Finally, some euphoria. Or maybe not…
Private equity firms are buying public companies like there's no tomorrow. The activity has been downright frothy. A ton of private cash is chasing deals right now. Private equity and LBO (leveraged buyout) firms are competing and starting to pay bigger premiums to win deals, making the financial soundness of those deals shakier.
Private equity firms made a record $738 billion in buyouts in 2006, accounting for more than 20% of the $3.6 trillion in global M&A this year (according to Thomson Financial).
However, the reasons private parties are buying public companies are largely the same reasons public companies are merging. In both cases, firms are able to use positive cash flows or borrow at cheap interest rates relative to the yield on the earnings of the target company. Quite simply, these investors are able to acquire companies that produce an earnings yield higher than the cost of capital used to buy them.
Lately the press has framed the sheer volume of M&A and private equity activity as an economic hazard, likening the scenario to 1999's record year for merger activity leading into the bear market.
Today's environment is much different. In 1999, mergers were overwhelmingly financed by inflated stock shares, and huge premiums were paid on the basis of questionable financial strategies and overly optimistic forecasting. Today, conditions of cheap borrowing costs and cash-rich balance sheets relative to high equity earnings yields make most acquisitions automatically accretive to earnings. And because the deals are largely financed with cash, acquiring firms will tend to be more disciplined in paying premiums and adding to earnings. This is rational economic activity, not a mania.

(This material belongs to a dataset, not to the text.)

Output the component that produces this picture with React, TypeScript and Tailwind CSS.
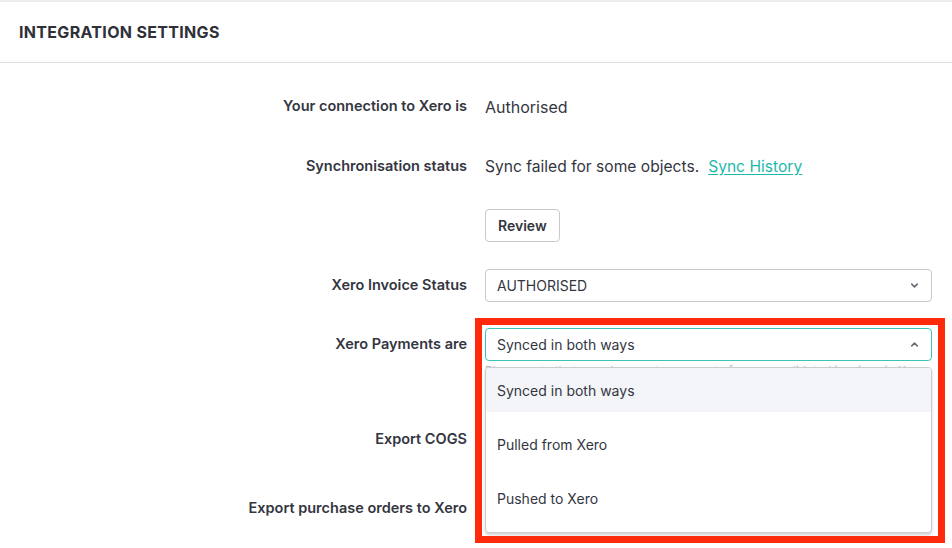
import { ChevronDown, ChevronUp } from "lucide-react";

const font = { fontFamily: "Inter, 'Noto Sans', sans-serif" };

function Label({ children }: { children: React.ReactNode }) {
  return (
    <div className="w-[467px] flex-shrink-0 text-right text-[14.5px] font-semibold text-[#34363f] leading-none">
      {children}
    </div>
  );
}

export default function App() {
  return (
    <div className="w-[952px] h-[548px] bg-white overflow-hidden relative" style={font}>
      {/* Header */}
      <div className="h-[63px] border-t-2 border-[#ececee] border-b border-b-[#dfdfe5] flex items-center px-[19px]">
        <span className="text-[16px] font-bold tracking-[0.02em] text-[#2f3038]">INTEGRATION SETTINGS</span>
      </div>

      {/* Form */}
      <div className="pr-[20px]">
        <div className="flex items-center h-[33px] mt-[27px]">
          <Label>Your connection to Xero is</Label>
          <div className="pl-[18px] text-[16px] text-[#34363f]">Authorised</div>
        </div>

        <div className="flex items-center h-[33px] mt-[27px]">
          <Label>Synchronisation status</Label>
          <div className="pl-[18px] text-[15.6px] text-[#34363f]">
            Sync failed for some objects.
            <a className="ml-[9px] text-[#1db9aa] underline underline-offset-2 cursor-pointer">Sync History</a>
          </div>
        </div>

        <div className="flex items-center h-[33px] mt-[26px]">
          <div className="w-[467px] flex-shrink-0" />
          <div className="pl-[18px]">
            <button className="h-[33px] px-[12px] border border-[#c7c8d0] rounded-[4px] text-[14px] font-semibold text-[#34363f] bg-white">
              Review
            </button>
          </div>
        </div>

        <div className="flex items-center h-[33px] mt-[27px]">
          <Label>Xero Invoice Status</Label>
          <div className="pl-[18px] flex-1">
            <div className="h-[33px] border border-[#c7c8d0] rounded-[4px] flex items-center justify-between pl-[11px] pr-[11px] text-[14px] text-[#34363f]">
              <span>AUTHORISED</span>
              <ChevronDown size={11} strokeWidth={3.5} className="text-[#6b6d78]" />
            </div>
          </div>
        </div>

        <div className="flex items-start mt-[26px]">
          <div className="w-[467px] flex-shrink-0 h-[33px] flex items-center justify-end">
            <span className="text-[14.5px] font-semibold text-[#34363f] leading-none">Xero Payments are</span>
          </div>
          <div className="pl-[18px] flex-1">
            <div className="relative">
              <div className="h-[33px] border border-[#3cc3b5] rounded-[4px] flex items-center justify-between pl-[11px] pr-[11px] text-[14px] text-[#34363f]">
                <span>Synced in both ways</span>
                <ChevronUp size={11} strokeWidth={3.5} className="text-[#6b6d78]" />
              </div>
              <div className="mt-[2px] text-[12px] leading-[16px] text-[#b9bac2] whitespace-nowrap overflow-hidden">
                Please note that any changes to payments from consolidated invoices in Xero
              </div>

              {/* Dropdown menu */}
              <div className="absolute left-0 right-0 top-[39px] z-10 bg-white border border-[#cbccd3] rounded-[4px] shadow-[0_2px_3px_rgba(0,0,0,0.18)] overflow-hidden text-[14px] text-[#34363f]">
                <div className="h-[44px] bg-[#f4f5f9] flex items-center px-[11px]">Synced in both ways</div>
                <div className="pt-[5px] pb-[7px]">
                  <div className="h-[54px] flex items-center px-[11px]">Pulled from Xero</div>
                  <div className="h-[54px] flex items-center px-[11px]">Pushed to Xero</div>
                </div>
              </div>

              {/* Annotation frame */}
              <div className="absolute left-[-10px] right-[-13px] top-[-10px] h-[225px] z-20 border-[7px] border-[#ff2a0a] pointer-events-none" />
            </div>
          </div>
        </div>

        <div className="flex items-center h-[33px] mt-[44px]">
          <Label>Export COGS</Label>
        </div>

        <div className="flex items-center h-[33px] mt-[36px]">
          <Label>Export purchase orders to Xero</Label>
        </div>
      </div>
    </div>
  );
}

While exuberance could be bad for private equity markets because the higher premiums paid will evaporate their gains, there's an important upshot. All this activity is a good thing for public shareholders. High activity of private equity purchases and leveraged buyouts will continue to reduce the supply of equities and raise premiums paid for public shares.
Bad times for private equity ahead? Maybe. But either way it's good times for public stock investors.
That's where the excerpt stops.